Jun 9, 2010

More on ROI and the Economics of Cloud Based Services

InformationWeek::Analytics issued a report earlier this month entitled, "Cloud ROI: Calculating Costs, Benefits, Returns," which compares the costs of acquiring hardware and the costs of utilizing cloud based services and the associated ROI. While the basic analysis of the costs makes sense, the comparison is flawed: the difference between the two is cost savings, not ROI.

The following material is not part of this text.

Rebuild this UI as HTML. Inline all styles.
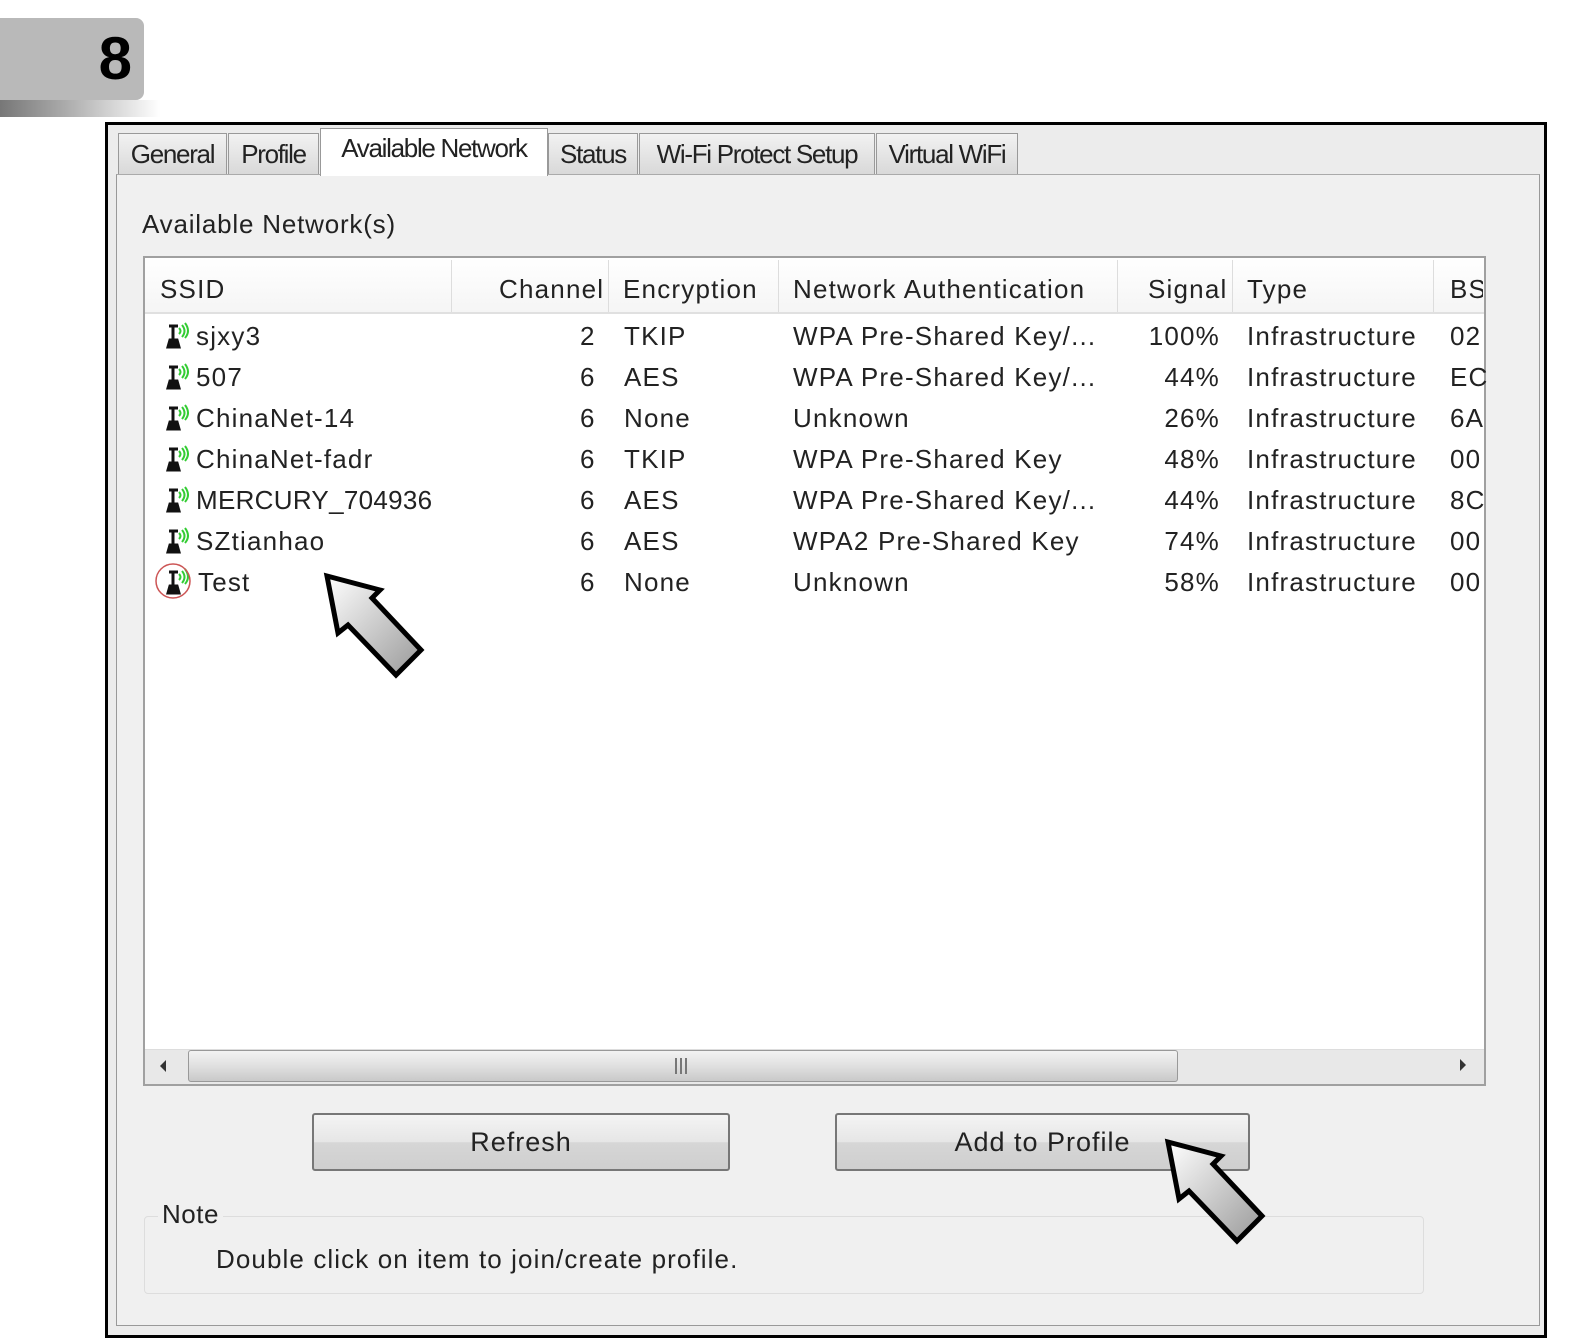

The spreadsheet attached to the report is fairly straightforward. All costs involved in the acquisition of capital assets vs. leased assets (i.e., on demand) and the related costs are listed and compared. A present value calculation is performed to show the total cost of ownership over a number of years. It is evident that cloud based services are cheaper than acquiring capital assets for the same purpose. This forms the basis for the ROI calculation but the report never actually calculates the ROI; it gives the reader just enough information to be misinformed...

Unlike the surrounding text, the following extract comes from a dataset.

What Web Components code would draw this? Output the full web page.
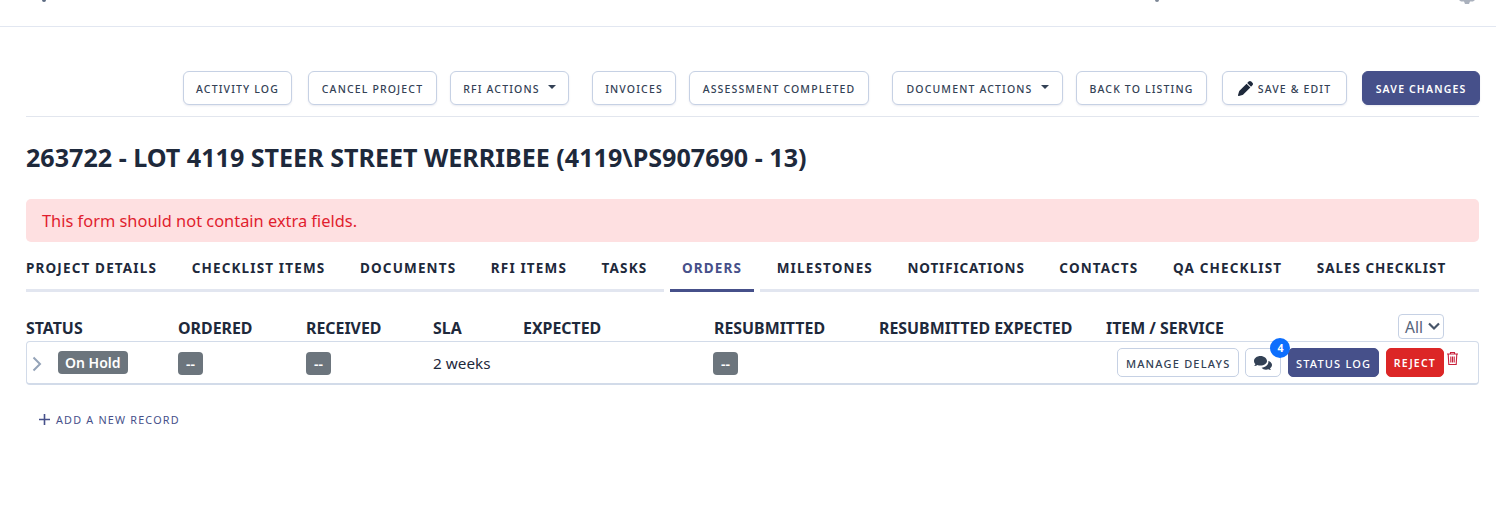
<!DOCTYPE html>
<html>
<head>
<meta charset="utf-8">
<title>Project orders</title>
<style>
  html, body { margin: 0; background: #fff; }
  body { font-family: "Noto Sans", "Open Sans", sans-serif; color: #1e293b; overflow: hidden; }
</style>
</head>
<body>
<top-bar></top-bar>
<project-page>
  <action-bar>
    <ui-btn style="margin-left:auto;width:109px">ACTIVITY LOG</ui-btn>
    <ui-btn style="margin-left:16px;width:129px">CANCEL PROJECT</ui-btn>
    <ui-btn style="margin-left:13px;width:119px" caret>RFI ACTIONS</ui-btn>
    <ui-btn style="margin-left:23px;width:84px">INVOICES</ui-btn>
    <ui-btn style="margin-left:13px;width:180px">ASSESSMENT COMPLETED</ui-btn>
    <ui-btn style="margin-left:23px;width:171px" caret>DOCUMENT ACTIONS</ui-btn>
    <ui-btn style="margin-left:13px;width:131px">BACK TO LISTING</ui-btn>
    <ui-btn style="margin-left:15px;width:125px" pencil>SAVE &amp; EDIT</ui-btn>
    <ui-btn style="margin:0 -1px 0 15px;width:118px" variant="primary">SAVE CHANGES</ui-btn>
  </action-bar>
  <page-title>263722 - LOT 4119 STEER STREET WERRIBEE (4119\PS907690 - 13)</page-title>
  <error-alert>This form should not contain extra fields.</error-alert>
  <tab-bar>
    <tab-item>PROJECT DETAILS</tab-item>
    <tab-item>CHECKLIST ITEMS</tab-item>
    <tab-item>DOCUMENTS</tab-item>
    <tab-item>RFI ITEMS</tab-item>
    <tab-item>TASKS</tab-item>
    <tab-item active>ORDERS</tab-item>
    <tab-item>MILESTONES</tab-item>
    <tab-item style="letter-spacing:.85px">NOTIFICATIONS</tab-item>
    <tab-item>CONTACTS</tab-item>
    <tab-item>QA CHECKLIST</tab-item>
    <tab-item style="letter-spacing:.95px">SALES CHECKLIST</tab-item>
  </tab-bar>
  <orders-table></orders-table>
  <add-record>ADD A NEW RECORD</add-record>
</project-page>

<script>
// shared column widths for the orders head and row
const COLS = '152px 128px 127px 90px 191px 165px 227px 1fr';

class TopBar extends HTMLElement {
  constructor() {
    super();
    this.attachShadow({mode: 'open'}).innerHTML = `
      <style>
        :host { display: flex; height: 26px; border-bottom: 1px solid #e2e7f1; overflow: hidden; }
        i { display: block; height: 2px; width: 4px; border-radius: 0 0 2px 2px; }
        .a { margin-left: 42px; background: #5c6b82; }
        .b { margin-left: 1109px; background: #7d8796; }
        svg { margin-left: 300px; }
      </style>
      <i class="a"></i><i class="b"></i>
      <svg width="16" height="4" viewBox="0 0 16 4"><path fill="#aab1bd" d="M0 0h16l-2 1.500h-3l-1 2.500H6L5 1.500H2z"/></svg>`;
  }
}

class ProjectPage extends HTMLElement {
  constructor() {
    super();
    this.attachShadow({mode: 'open'}).innerHTML = `
      <style>:host { display: block; padding: 0 17px 0 26px; }</style>
      <slot></slot>`;
  }
}

class ActionBar extends HTMLElement {
  constructor() {
    super();
    this.attachShadow({mode: 'open'}).innerHTML = `
      <style>
        :host { display: flex; margin-top: 44px; padding-bottom: 11px; border-bottom: 1px solid #e2e6ee; }
      </style>
      <slot></slot>`;
  }
}

class UiBtn extends HTMLElement {
  constructor() {
    super();
    const caret = this.hasAttribute('caret') ? '<span class="caret"></span>' : '';
    const pencil = this.hasAttribute('pencil')
      ? '<svg width="15" height="15" viewBox="0 0 512 512"><path fill="#1e293b" d="M362.7 19.3L314.3 67.7 444.3 197.7l48.4-48.4c25-25 25-65.5 0-90.5L453.3 19.3c-25-25-65.5-25-90.6 0zM291.7 90.3L58.6 323.5c-10.400 10.400-18 23.300-22.200 37.400L1 481.200c-2.500 8.500-.2 17.600 6 23.800s15.300 8.500 23.700 6.100l120.300-35.400c14.100-4.200 27-11.800 37.400-22.200L421.700 220.300 291.700 90.300z"/></svg>'
      : '';
    this.attachShadow({mode: 'open'}).innerHTML = `
      <style>
        :host { display: inline-flex; flex: none; }
        button {
          display: flex; align-items: center; justify-content: center; gap: 5px;
          width: 100%; height: 34px; padding: 2px 0 0; box-sizing: border-box;
          font: 500 10.5px "Noto Sans", "Open Sans", sans-serif; letter-spacing: 1.15px;
          color: #334155; background: #fff; white-space: nowrap;
          border: 1px solid #c6d1e4; border-radius: 6px;
          box-shadow: 0 1px 2px rgba(71, 85, 130, .12);
        }
        :host([variant="primary"]) button { background: #46508a; border-color: #46508a; color: #fff; font-weight: 600; letter-spacing: 1.15px; }
        .caret { margin: -4px 0 0 3px; border: 4px solid transparent; border-top: 4.5px solid #334155; border-bottom: 0; width: 0; height: 0; }
        svg { margin-top: -2px; }
      </style>
      <button>${pencil}<span><slot></slot></span>${caret}</button>`;
  }
}

class PageTitle extends HTMLElement {
  constructor() {
    super();
    this.attachShadow({mode: 'open'}).innerHTML = `
      <style>
        :host { display: block; margin-top: 24px; font-size: 25.1px; line-height: 32px; font-weight: 700; color: #1e293b; white-space: nowrap; }
      </style>
      <slot></slot>`;
  }
}

class ErrorAlert extends HTMLElement {
  constructor() {
    super();
    this.attachShadow({mode: 'open'}).innerHTML = `
      <style>
        :host { display: block; margin-top: 26px; height: 43px; line-height: 43px; padding-left: 16px; font-size: 16.4px; color: #e11d2e; background: #fee0e1; border-radius: 5px; }
      </style>
      <slot></slot>`;
  }
}

class TabBar extends HTMLElement {
  constructor() {
    super();
    this.attachShadow({mode: 'open'}).innerHTML = `
      <style>
        :host { display: flex; margin-top: 8px; height: 42px; box-sizing: border-box; border-bottom: 3px solid #e2e6f0; }
      </style>
      <slot></slot>`;
  }
}

class TabItem extends HTMLElement {
  constructor() {
    super();
    this.attachShadow({mode: 'open'}).innerHTML = `
      <style>
        :host { display: block; height: 42px; box-sizing: border-box; padding: 0 12px; margin-right: 10.6px; line-height: 36px; font-size: 13.5px; font-weight: 700; letter-spacing: 1.15px; color: #1e293b; white-space: nowrap; }
        :host(:first-child) { padding-left: 0; }
        :host([active]) { color: #46508a; border-bottom: 3px solid #46508a; box-shadow: -6px 0 0 #fff, 6px 0 0 #fff; }
      </style>
      <slot></slot>`;
  }
}

class StatusPill extends HTMLElement {
  constructor() {
    super();
    this.attachShadow({mode: 'open'}).innerHTML = `
      <style>
        :host { display: inline-block; padding: 0 7px; height: 23px; line-height: 23px; font-size: 14px; font-weight: 600; color: #fff; background: #6c757d; border-radius: 4px; }
      </style>
      <slot></slot>`;
  }
}

class OrdersTable extends HTMLElement {
  constructor() {
    super();
    this.attachShadow({mode: 'open'}).innerHTML = `
      <style>
        :host { display: block; margin-top: 23px; font-size: 14px; }
        .head { display: grid; grid-template-columns: ${COLS}; align-items: center; height: 25px; font-weight: 700; color: #1e293b; font-size: 15.9px; white-space: nowrap; }
        .row {
          position: relative; display: grid; grid-template-columns: ${COLS}; align-items: center;
          height: 44px; box-sizing: border-box; margin-top: 1px;
          border: 1px solid #d2dbe9; border-bottom-width: 2px; border-radius: 4px;
        }
        .row > div { margin-left: -1px; }
        .row > .first { position: relative; margin-left: 0; padding-left: 31px; }
        .row svg.chev { position: absolute; left: 5px; top: 5px; }
        .dash { padding: 0 8px; margin-top: 2px; }
        .sla { font-size: 15.3px; color: #1e293b; }
        .row > .actions { position: absolute; right: 34px; top: 6px; display: flex; align-items: center; margin: 0; }
        .small { display: flex; align-items: center; height: 29px; box-sizing: border-box; padding: 1px 8px 0; font-size: 11px; letter-spacing: 1.2px; font-weight: 500; border: 1px solid #c6d1e4; border-radius: 5px; color: #334155; background: #fff; white-space: nowrap; }
        .chat { position: relative; margin-left: 6px; width: 36px; justify-content: center; padding: 0; }
        .count { position: absolute; right: -10px; top: -11px; width: 20px; height: 20px; line-height: 20px; text-align: center; border-radius: 50%; background: #0d6efd; color: #fff; font-size: 10.5px; font-weight: 700; letter-spacing: 0; }
        .log { margin-left: 7px; background: #46508a; border-color: #46508a; color: #fff; padding: 1px 6.500px 0; }
        .reject { margin-left: 7px; background: #dc2626; border-color: #dc2626; color: #fff; padding: 1px 7px 0; font-size: 10.5px; font-weight: 600; }
        .trash { position: absolute; right: -15px; top: 3px; }
      </style>
      <div class="head">
        <div>STATUS</div><div>ORDERED</div><div>RECEIVED</div><div>SLA</div><div>EXPECTED</div><div>RESUBMITTED</div><div>RESUBMITTED EXPECTED</div>
        <div style="display:flex;justify-content:space-between;align-items:center">ITEM / SERVICE<select-all style="margin:-2px 35px 0 0"></select-all></div>
      </div>
      <div class="row">
        <div class="first">
          <svg class="chev" width="10" height="16" viewBox="0 0 10 16"><path d="M1.500 1.500L8 8l-6.500 6.500" fill="none" stroke="#94a3b8" stroke-width="2"/></svg>
          <status-pill>On Hold</status-pill>
        </div>
        <div><status-pill class="dash">--</status-pill></div>
        <div><status-pill class="dash">--</status-pill></div>
        <div class="sla">2 weeks</div>
        <div></div>
        <div style="margin-left:-2px"><status-pill class="dash">--</status-pill></div>
        <div></div>
        <div></div>
        <div class="actions">
          <div class="small">MANAGE DELAYS</div>
          <div class="small chat">
            <svg width="20" height="16" viewBox="0 0 20 16"><path fill="#334155" d="M7.500 1C3.900 1 1 3.200 1 6c0 1.200.5 2.200 1.400 3.100-.3.900-1 1.700-1.200 1.900.9 0 2.300-.4 3.200-1 .9.400 1.900.6 3.100.6 3.600 0 6.500-2.200 6.500-4.600S11.100 1 7.500 1z"/><path fill="#334155" d="M19 10c0-1.800-1.500-3.400-3.700-4 .1.300.1.600.1 1 0 3-3 5.400-6.800 5.700.9 1.200 2.600 2 4.400 2 .8 0 1.600-.1 2.300-.4.700.4 1.800.7 2.700.7-.2-.2-.8-1-1-1.700.9-.7 2-1.900 2-3.300z"/></svg>
            <span class="count">4</span>
          </div>
          <div class="small log">STATUS LOG</div>
          <div class="small reject">REJECT</div>
          <svg class="trash" width="13" height="15" viewBox="0 0 13 15"><path fill="none" stroke="#c8203a" stroke-width="1.100" d="M1 3h11M4.500 3V1.500h4V3M2.200 3l.6 10.500h7.400L10.800 3M4.800 5.500v6M6.500 5.500v6M8.200 5.500v6"/></svg>
        </div>
      </div>`;
  }
}

class SelectAll extends HTMLElement {
  constructor() {
    super();
    this.attachShadow({mode: 'open'}).innerHTML = `
      <style>
        :host { display: flex; align-items: center; gap: 5px; width: 46px; height: 25px; box-sizing: border-box; padding-left: 6px; border: 1px solid #c6d1e4; border-radius: 4px; font-size: 15.5px; font-weight: 400; color: #56647a; background: #fff; }
      </style>
      All<svg width="12" height="9" viewBox="0 0 12 9"><path d="M1 1.500l5 5 5-5" fill="none" stroke="#475569" stroke-width="2.200"/></svg>`;
  }
}

class AddRecord extends HTMLElement {
  constructor() {
    super();
    this.attachShadow({mode: 'open'}).innerHTML = `
      <style>
        :host { display: flex; align-items: center; gap: 6px; margin: 24px 0 0 13px; height: 20px; font-size: 10.8px; letter-spacing: 1.2px; font-weight: 400; color: #46508a; }
      </style>
      <svg width="11" height="11" viewBox="0 0 11 11"><path d="M5.500 0v11M0 5.500h11" stroke="#46508a" stroke-width="1.600"/></svg><span><slot></slot></span>`;
  }
}

customElements.define('top-bar', TopBar);
customElements.define('project-page', ProjectPage);
customElements.define('action-bar', ActionBar);
customElements.define('ui-btn', UiBtn);
customElements.define('page-title', PageTitle);
customElements.define('error-alert', ErrorAlert);
customElements.define('tab-bar', TabBar);
customElements.define('tab-item', TabItem);
customElements.define('status-pill', StatusPill);
customElements.define('select-all', SelectAll);
customElements.define('orders-table', OrdersTable);
customElements.define('add-record', AddRecord);
</script>
</body>
</html>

To make the numbers make more sense, the report needs to add a revenue stream. That revenue stream would allow the reader to find the breakeven point. And, if there was enough time, the report could go further and examine the impact of asset lifecycle and the replacement of capital assets versus using leased assets over time. In this case we would see the economic value of using assets on demand instead of acquiring them.

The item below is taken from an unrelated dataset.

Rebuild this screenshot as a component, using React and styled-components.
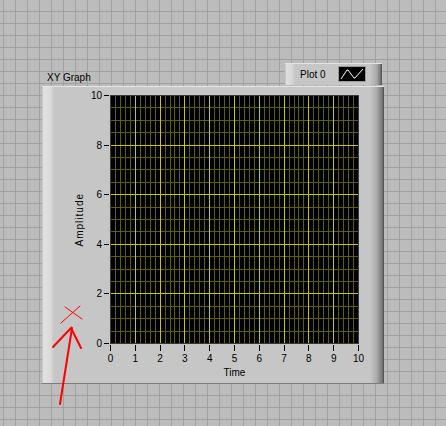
import React from 'react';
import styled, { createGlobalStyle } from 'styled-components';

const GlobalStyle = createGlobalStyle`
  html, body {
    margin: 0;
    padding: 0;
  }
  body {
    width: 446px;
    height: 426px;
    overflow: hidden;
    background-color: #bcbcbc;
    background-image:
      linear-gradient(#a0a0a0 1px, transparent 1px),
      linear-gradient(90deg, #a0a0a0 1px, transparent 1px);
    background-size: 12px 12px;
    background-position: 3px 11px;
    font-family: "Liberation Sans", Arial, sans-serif;
    font-size: 10px;
    color: #000;
  }
`;

const Page = styled.div`
  position: relative;
  width: 446px;
  height: 426px;
  padding: 63px 0 0 42px;
  box-sizing: border-box;
`;

const Control = styled.div`
  width: 342px;
  display: flex;
  flex-direction: column;
`;

const Header = styled.div`
  height: 23px;
  display: flex;
  justify-content: space-between;
  align-items: flex-start;
`;

const Caption = styled.span`
  margin: 9px 0 0 5px;
  line-height: 11px;
`;

const Legend = styled.div`
  width: 97px;
  height: 22px;
  margin-right: 2px;
  box-sizing: border-box;
  display: flex;
  align-items: center;
  padding-left: 15px;
  background: linear-gradient(to right, #b0b0b0 0px, #e0e0e0 1px, #d6d6d6 7px, #c6c6c6 10px,
    #c6c6c6 calc(100% - 12px), #a6a6a6 calc(100% - 5px), #6a6a6a calc(100% - 1px), #444 100%);
  box-shadow: inset 0 1px 0 #e4e4e4;
`;

const LegendName = styled.span`
  width: 38px;
  line-height: 11px;
`;

const LegendIcon = styled.svg`
  display: block;
  width: 28px;
  height: 16px;
  background: #000;
  box-sizing: border-box;
  border: 1px solid #9a9a9a;
`;

const Frame = styled.div`
  height: 298px;
  box-sizing: border-box;
  display: flex;
  padding: 9px 0 0 30px;
  background: linear-gradient(to right, #acacac 0px, #e2e2e2 1px, #d9d9d9 9px, #c6c6c6 12px,
    #c6c6c6 calc(100% - 14px), #a9a9a9 calc(100% - 7px), #6c6c6c calc(100% - 1px), #3e3e3e 100%);
  box-shadow: inset 0 1px 0 #e6e6e6, inset 0 -1px 0 #7c7c7c;
`;

const YTitle = styled.div`
  width: 16px;
  height: 249px;
  display: flex;
  align-items: center;
  justify-content: center;
`;

const YTitleText = styled.span`
  writing-mode: vertical-rl;
  transform: rotate(180deg);
  line-height: 12px;
  letter-spacing: 1px;
`;

const YAxis = styled.div`
  width: 22px;
  height: 249px;
  display: flex;
  flex-direction: column;
  justify-content: space-between;
  padding: 0.5px 0;
  box-sizing: border-box;
`;

const YTick = styled.div`
  height: 0;
  display: flex;
  align-items: center;
  justify-content: flex-end;
`;

const YTickMark = styled.span`
  width: 5px;
  height: 1px;
  margin: 0 1px 0 2px;
  background: #000;
`;

const PlotColumn = styled.div`
  width: 249px;
  display: flex;
  flex-direction: column;
`;

const Plot = styled.svg`
  display: block;
  width: 249px;
  height: 249px;
  background: #000;
`;

const XAxis = styled.div`
  display: flex;
  justify-content: space-between;
  padding: 0 0.5px;
  height: 18px;
`;

const XTick = styled.div`
  width: 0;
  display: flex;
  flex-direction: column;
  align-items: center;
`;

const XTickMark = styled.span`
  width: 1px;
  height: 6px;
  margin-top: 1px;
  flex: none;
  background: #000;
`;

const XTickLabel = styled.span`
  margin-top: 3px;
  line-height: 9px;
`;

const XTitle = styled.div`
  text-align: center;
  line-height: 11px;
  margin-top: 5px;
`;

const Annotation = styled.svg`
  position: absolute;
  left: 0;
  top: 0;
  pointer-events: none;
`;

const ticks = [0, 1, 2, 3, 4, 5, 6, 7, 8, 9, 10];

const PlotGrid = () => {
  const minor = [];
  const major = [];
  for (let i = 1; i < 50; i++) {
    const x = Math.round((i * 248) / 50) + 0.5;
    (i % 5 === 0 ? major : minor).push(<line key={'v' + i} x1={x} y1={0} x2={x} y2={249} />);
  }
  for (let j = 1; j < 20; j++) {
    const y = Math.round((j * 248) / 20) + 0.5;
    (j % 4 === 0 ? major : minor).push(<line key={'h' + j} x1={0} y1={y} x2={249} y2={y} />);
  }
  return (
    <Plot viewBox="0 0 249 249">
      <g stroke="#5f5f00" strokeWidth="1">{minor}</g>
      <g stroke="#c8c800" strokeWidth="1">{major}</g>
      <rect x="0.5" y="0.5" width="248" height="248" fill="none" stroke="#3a3a3a" />
    </Plot>
  );
};

export default function App() {
  return (
    <Page>
      <GlobalStyle />
      <Control>
        <Header>
          <Caption>XY Graph</Caption>
          <Legend>
            <LegendName>Plot 0</LegendName>
            <LegendIcon viewBox="0 0 26 14">
              <polyline points="2,12 8,3 9,3 15,11 16,11 24,2" fill="none" stroke="#fff" strokeWidth="1" />
            </LegendIcon>
          </Legend>
        </Header>
        <Frame>
          <YTitle>
            <YTitleText>Amplitude</YTitleText>
          </YTitle>
          <YAxis>
            {[...ticks].reverse().filter((t) => t % 2 === 0).map((t) => (
              <YTick key={t}>
                <span>{t}</span>
                <YTickMark />
              </YTick>
            ))}
          </YAxis>
          <PlotColumn>
            <PlotGrid />
            <XAxis>
              {ticks.map((t) => (
                <XTick key={t}>
                  <XTickMark />
                  <XTickLabel>{t}</XTickLabel>
                </XTick>
              ))}
            </XAxis>
            <XTitle>Time</XTitle>
          </PlotColumn>
        </Frame>
      </Control>
      <Annotation width="446" height="426" viewBox="0 0 446 426">
        <g stroke="#ff0000" fill="none" strokeLinecap="round">
          <line x1="65" y1="307" x2="82" y2="319" strokeWidth="1" />
          <line x1="61" y1="323" x2="80" y2="306" strokeWidth="1" />
          <polyline points="60,404 72,328" strokeWidth="2" />
          <polyline points="53,347 71,328 81,348" strokeWidth="2" />
        </g>
      </Annotation>
    </Page>
  );
}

The one statement, from Lew Moorman, Chief Strategy Officer of Rackspace, with which I agree is that organizations need to evaluate how to make cloud based services fit into their IT service catalog rather than whether they can save money by migrating everything into the cloud. The latter discussion is probably not going to be very productive since not all services can be or should be moved into the cloud though, financially, it might make perfect sense. IT and Finance often butt heads.

In previous posts (here and here) I discussed ROI of Cloud Based Services and how it is often confused for cost savings, touching briefly on the concept of breakeven.